Linda van Tilburg (08:52)
What about wildlife? For instance, our president, Cyril Ramaphosa, likes trading wildlife cattle.
Murray Roos (09:01)
We haven't explored that commercially yet. Our focus is on enhancing existing marketplaces where there's scale; for example, the cattle industry here in the UK is worth over five billion pounds annually. An important requirement for an online liquid marketplace is having many participants on both the buy-side and sell-side—something our platform can effectively connect with.
Linda van Tilburg (0…)
When we talk about this, I think—seriously—is this the first? Why hasn't there been one before?
Murray Roos (. )
I think it's surprising; in several industries—certainly, with my background in financial markets—the people I speak to and those I've introduced this concept to have all assumed that all exchanges and marketplaces are electronic because we're so used to it in markets like the stock market. The cattle market of 2024 in the UK reminds me very much of the stock market of 1990—with many of the same personas: principles, agents, brokers, high transaction fees, potentially suboptimal practices within marketplaces such as auctions, opacity of data—and moving towards electronics solved many of those problems.

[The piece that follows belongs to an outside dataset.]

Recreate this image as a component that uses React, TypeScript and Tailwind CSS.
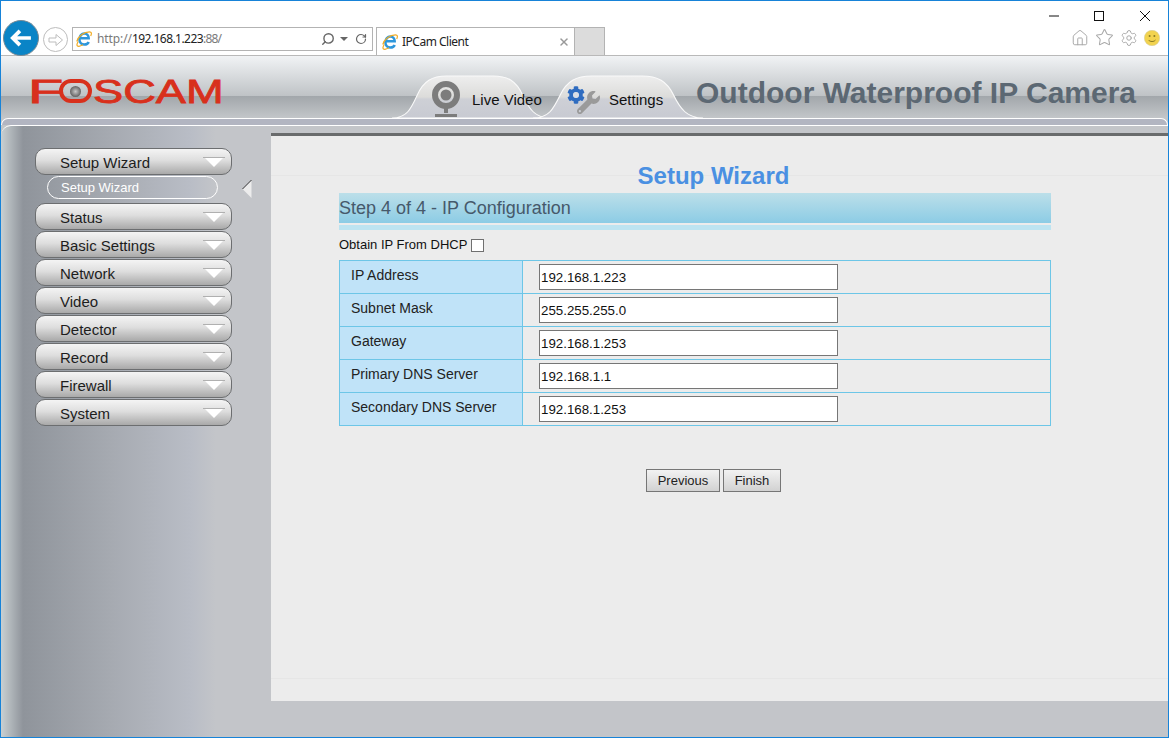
import { Search, RotateCw, X, Home, Star, Settings } from "lucide-react";
import { FaCog, FaWrench } from "react-icons/fa";

const menu = ["Status", "Basic Settings", "Network", "Video", "Detector", "Record", "Firewall", "System"];

const ipRows = [
  { label: "IP Address", value: "192.168.1.223" },
  { label: "Subnet Mask", value: "255.255.255.0" },
  { label: "Gateway", value: "192.168.1.253" },
  { label: "Primary DNS Server", value: "192.168.1.1" },
  { label: "Secondary DNS Server", value: "192.168.1.253" },
];

function IeIcon({ className }: { className?: string }) {
  return (
    <svg viewBox="0 0 16 16" className={className}>
      <path d="M4.200 7.300h8.500c0-3-1.900-4.800-4.300-4.800C5.700 2.500 3.400 5 3.400 8.200s2.100 5.300 5 5.300c2 0 3.600-.9 4.300-2.600" fill="none" stroke="#2e97dc" strokeWidth="2.500" />
      <path d="M.8 10.500C2 5.500 8 .8 13.500.8c2.200 0 2.300 1.700 1.200 4.200" fill="none" stroke="#f2ac24" strokeWidth="1.200" />
      <path d="M2.200 10.500c-1.800 3-1.800 5 .8 4.800 1.200-.1 2.500-.7 4-1.500" fill="none" stroke="#f2ac24" strokeWidth="1.200" />
    </svg>
  );
}

function MenuButton({ label }: { label: string }) {
  return (
    <div className="w-[197px] h-[27px] shrink-0 flex items-center justify-between pl-6 pr-[6px] rounded-[10px] border border-[#6c6e70] bg-[linear-gradient(180deg,#f4f4f4_0%,#dedede_45%,#a9a9a9_100%)] text-[15px] text-[#1d1d1d]">
      <span className="pt-[4px]">{label}</span>
      <span className="flex flex-col items-center w-[22px]">
        <span className="w-[22px] h-px bg-[#b0b0b0]" />
        <span className="w-0 h-0 border-x-[9px] border-x-transparent border-t-[9px] border-t-white" />
      </span>
    </div>
  );
}

function TabShape() {
  return (
    <svg viewBox="0 0 150 43" preserveAspectRatio="none" className="absolute inset-0 w-full h-full">
      <defs>
        <linearGradient id="tabFill" x1="0" y1="0" x2="0" y2="1">
          <stop offset="0" stopColor="#eeeeee" />
          <stop offset="0.5" stopColor="#dcdcda" />
          <stop offset="0.55" stopColor="#ced0d6" />
          <stop offset="1" stopColor="#c8cad2" />
        </linearGradient>
      </defs>
      <path d="M0 43C14 43 18 34 24 20 30 6 38 1 52 1h44c14 0 22 5 28 19 6 14 12 23 26 23Z" fill="url(#tabFill)" stroke="#fafafa" strokeWidth="1" />
    </svg>
  );
}

export default function App() {
  return (
    <div className="w-[1169px] h-[738px] flex flex-col overflow-hidden border border-[#1783d8] bg-white font-['Liberation_Sans',Arial,sans-serif]">
      {/* browser chrome */}
      <div className="h-[55px] shrink-0 flex flex-col border-b border-[#b9b9b9] bg-white">
        <div className="h-[26px] shrink-0 flex justify-end items-center pt-[2px]">
          <svg viewBox="0 0 10 10" className="w-[10px] h-[10px] mr-[35px] mt-[1px]">
            <path d="M0 5h10" stroke="#111" strokeWidth="1" />
          </svg>
          <svg viewBox="0 0 10 10" className="w-[10px] h-[10px] mr-[36px] mt-[1px]">
            <rect x=".5" y=".5" width="9" height="9" fill="none" stroke="#111" />
          </svg>
          <svg viewBox="0 0 10 10" className="w-[10px] h-[10px] mr-[18px] mt-[1px]">
            <path d="M0 0l10 10M10 0L0 10" stroke="#111" strokeWidth="1" />
          </svg>
        </div>
        <div className="flex-1 flex items-start pl-[2px]">
          <div className="w-9 h-9 -mt-[7px] shrink-0 rounded-full bg-[#0a84c6] border border-[#7a8a94] flex items-center justify-center">
            <svg viewBox="0 0 20 16" className="w-[22px] h-[18px]">
              <path d="M9 1.500 2.500 8 9 14.500M3 8h16" fill="none" stroke="#fff" strokeWidth="3.400" />
            </svg>
          </div>
          <div className="w-[25px] h-[25px] ml-[4px] shrink-0 rounded-full border border-[#bdbdbd] flex items-center justify-center">
            <svg viewBox="0 0 16 14" className="w-[16px] h-[14px]">
              <path d="M1 5h7V1.500L14.500 7 8 12.500V9H1Z" fill="none" stroke="#bdbdbd" />
            </svg>
          </div>
          <div className="w-[301px] h-[24px] ml-[4px] shrink-0 flex items-center border border-[#b3b3b3] pl-[3px] pr-[5px]">
            <IeIcon className="w-4 h-4 shrink-0" />
            <span className="ml-[5px] text-[12px] font-['Noto_Sans',sans-serif] text-[#7a7a7a] tracking-[-0.1px]">
              http://<span className="text-[#222] tracking-[-0.55px]">192.168.1.223</span><span className="tracking-[-0.8px]">:88/</span>
            </span>
            <Search className="w-[14px] h-[14px] ml-auto text-[#666] -scale-x-100" strokeWidth={2.4} />
            <span className="ml-[5px] w-0 h-0 border-x-[4px] border-x-transparent border-t-[4px] border-t-[#666]" />
            <RotateCw className="w-3 h-3 ml-[7px] text-[#666]" strokeWidth={2.4} />
          </div>
          <div className="w-[199px] h-[28px] ml-[3px] shrink-0 flex items-center border-x border-t border-[#b3b3b3] pl-[5px] pr-[4px]">
            <IeIcon className="w-4 h-4 shrink-0" />
            <span className="ml-[4px] text-[12px] font-['Noto_Sans',sans-serif] text-[#222] tracking-[-0.5px]">IPCam Client</span>
            <X className="w-3 h-3 ml-auto text-[#999]" strokeWidth={3} />
          </div>
          <div className="w-[30px] h-[28px] shrink-0 border-r border-t border-[#b3b3b3] bg-[#dcdcdc]" />
          <div className="ml-auto flex items-center mt-[1px] mr-[8px] gap-[6px] text-[#a8a8a8]">
            <Home className="w-[18px] h-[18px]" strokeWidth={1.3} />
            <Star className="w-[19px] h-[19px]" strokeWidth={1.3} />
            <Settings className="w-[18px] h-[18px]" strokeWidth={1.3} />
            <svg viewBox="0 0 16 16" className="w-4 h-4">
              <circle cx="8" cy="8" r="7.700" fill="#f2d34f" stroke="#cfc9a0" strokeWidth=".5" />
              <circle cx="5.600" cy="6" r="1" fill="#8a7a22" />
              <circle cx="10.400" cy="6" r="1" fill="#8a7a22" />
              <path d="M4.500 10c1.500 2 5.500 2 7 0" fill="none" stroke="#8a7a22" />
            </svg>
          </div>
        </div>
      </div>

      {/* camera page header */}
      <div className="h-[62px] shrink-0 flex items-end pl-[27px] bg-[linear-gradient(180deg,#f1f3f5_0%,#bfc3c6_64%,#a2a7ab_65%,#c3c6c9_100%)]">
        <div className="w-[197px] h-[26px] mb-[14px] shrink-0 flex items-center text-[#d8301c] leading-none [-webkit-text-stroke:0.8px_#d8301c]">
          <span className="text-[33px] scale-x-[1.75] origin-left w-[31px]">F</span>
          <span className="w-[33px] h-[24px] shrink-0 rounded-full border-[4px] border-[#d8301c] flex items-center justify-center">
            <span className="w-[11px] h-[11px] rounded-full bg-[radial-gradient(circle,#c8c8c8_0%,#555_80%)]" />
          </span>
          <span className="text-[33px] scale-x-[1.37] origin-left ml-[1px]">SCAM</span>
        </div>
        <div className="ml-[167px] relative w-[158px] h-[43px] shrink-0 flex items-center pl-[39px]">
          <TabShape />
          <svg viewBox="0 0 30 36" className="relative w-[30px] h-[36px] mt-[5px]">
            <circle cx="15" cy="14" r="11" fill="none" stroke="#7c7c7c" strokeWidth="6" />
            <circle cx="15" cy="14" r="5.500" fill="#7c7c7c" />
            <path d="M15 25v7" stroke="#7c7c7c" strokeWidth="4" />
            <path d="M4 33h22v3H4Z" fill="#7c7c7c" />
          </svg>
          <span className="relative ml-[11px] mt-[8px] text-[15px] text-[#111]">Live Video</span>
        </div>
        <div className="-ml-[17px] relative w-[170px] h-[43px] shrink-0 flex items-center pl-[34px]">
          <TabShape />
          <span className="relative w-[33px] h-[28px] mt-[7px] shrink-0">
            <FaCog className="absolute left-0 top-0 w-[18px] h-[18px] text-[#2f6cc0]" />
            <span className="absolute left-[6px] top-[6px] w-[6px] h-[6px] rounded-full bg-[#d9dde6]" />
            <FaWrench className="absolute right-0 bottom-0 w-[23px] h-[23px] text-[#9a9a9a]" />
          </span>
          <span className="relative ml-[9px] mt-[8px] text-[15px] text-[#111]">Settings</span>
        </div>
        <div className="relative ml-[-7px] pb-[7px] text-[30px] leading-[36px] font-bold text-[#5c6873] whitespace-nowrap">
          Outdoor Waterproof IP Camera
        </div>
      </div>

      {/* page body */}
      <div className="flex-1 min-h-0 flex flex-col bg-[#c2c5c8]">
        <div className="h-[7px] shrink-0 rounded-t-[14px] border-x border-t border-white bg-[#b2b5c1]" />
        <div className="flex-1 min-h-0 flex rounded-tl-[10px] border-t border-white bg-[linear-gradient(90deg,#c9d0d2_0px,#8f949b_22px,#a6aab1_110px,#b9bdc6_190px,#c3c5c9_215px)]">
          <div className="w-[270px] shrink-0 flex flex-col pl-[34px] pt-[22px]">
            <MenuButton label="Setup Wizard" />
            <div className="flex items-start h-[28px] shrink-0 pt-[1px]">
              <div className="ml-[12px] w-[171px] h-[23px] rounded-[12px] border border-white flex items-center pl-[13px] text-[13px] text-white">
                Setup Wizard
              </div>
              <svg viewBox="0 0 10 18" className="w-[10px] h-[18px] ml-[24px] mt-[4px]">
                <path d="M9.500 0v18L.5 9Z" fill="#ececec" />
                <path d="M9.500 0 .5 9" fill="none" stroke="#333" strokeWidth="1" />
              </svg>
            </div>
            <div className="flex flex-col gap-px">
              {menu.map((m) => (
                <MenuButton key={m} label={m} />
              ))}
            </div>
          </div>

          <div className="flex-1 min-w-0 mt-[7px] mb-[36px] flex flex-col border-t-[3px] border-[#696b6c] bg-[#ececec]">
            <div className="h-[34px] mt-[6px] shrink-0 border-b border-[#e6e6e6]">
              <h1 className="text-center pr-[12px] text-[24px] leading-[28px] pt-[20px] font-bold text-[#4a90e2]">Setup Wizard</h1>
            </div>
            <div className="mt-[17px] ml-[68px] w-[712px] flex-1 flex flex-col">
              <div className="h-[30px] shrink-0 pt-[1px] text-[18px] leading-[28px] text-[#46596b] bg-[linear-gradient(180deg,#bcdfe9_0%,#8ccce5_100%)]">
                Step 4 of 4 - IP Configuration
              </div>
              <div className="h-[5px] mt-[2px] shrink-0 bg-[#bde4f1]" />
              <label className="h-[30px] shrink-0 flex items-center gap-[4px] text-[13px] text-[#111]">
                Obtain IP From DHCP
                <span className="w-[13px] h-[13px] border border-[#707070] bg-white" />
              </label>
              <table className="w-[712px] border-collapse text-[14px] text-[#222]">
                <tbody>
                  {ipRows.map((r) => (
                    <tr key={r.label} className="h-[33px]">
                      <td className="w-[183px] border border-[#6dc6e7] bg-[#c0e3f8] pl-[11px] pb-[3px] text-[14px]">{r.label}</td>
                      <td className="border border-[#6dc6e7] pl-[16px]">
                        <input
                          readOnly
                          value={r.value}
                          className="block w-[299px] h-[26px] border border-[#767676] bg-white px-[1px] pt-[1px] text-[13.300px] text-[#111] outline-none"
                        />
                      </td>
                    </tr>
                  ))}
                </tbody>
              </table>
              <div className="mt-[43px] flex justify-center gap-[3px] pl-[37px]">
                <button className="w-[74px] h-[23px] border border-[#767676] bg-[linear-gradient(180deg,#f2f2f2,#d2d2d2)] text-[13px] text-[#222]">Previous</button>
                <button className="w-[58px] h-[23px] border border-[#767676] bg-[linear-gradient(180deg,#f2f2f2,#d2d2d2)] text-[13px] text-[#222]">Finish</button>
              </div>
            </div>
            <div className="h-[23px] shrink-0 border-t border-[#e6e6e6]" />
          </div>
        </div>
      </div>
    </div>
  );
}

However, we take it for granted that those types of markets exist. In many marketplaces and market types, it simply hasn't evolved to that extent yet. For example, within livestock markets in the US, there's a very robust futures market—a deep futures market for different livestock categories—but that hasn't made its way to the UK yet. Hopefully, this type of marketplace can draw on experiences from stock markets over the last 30 years and apply those learnings—especially the better ones—to evolve Livestock's market structure.
Linda van Tilburg:
Is there anything you would like to add?
Murray Roos:
We are very excited about what lies ahead! We have a lot of work cut out for ourselves, so please watch this space! We are very open to suggestions and eager to collaborate with people to solve these challenges for farmers here in the UK and anywhere else in the world.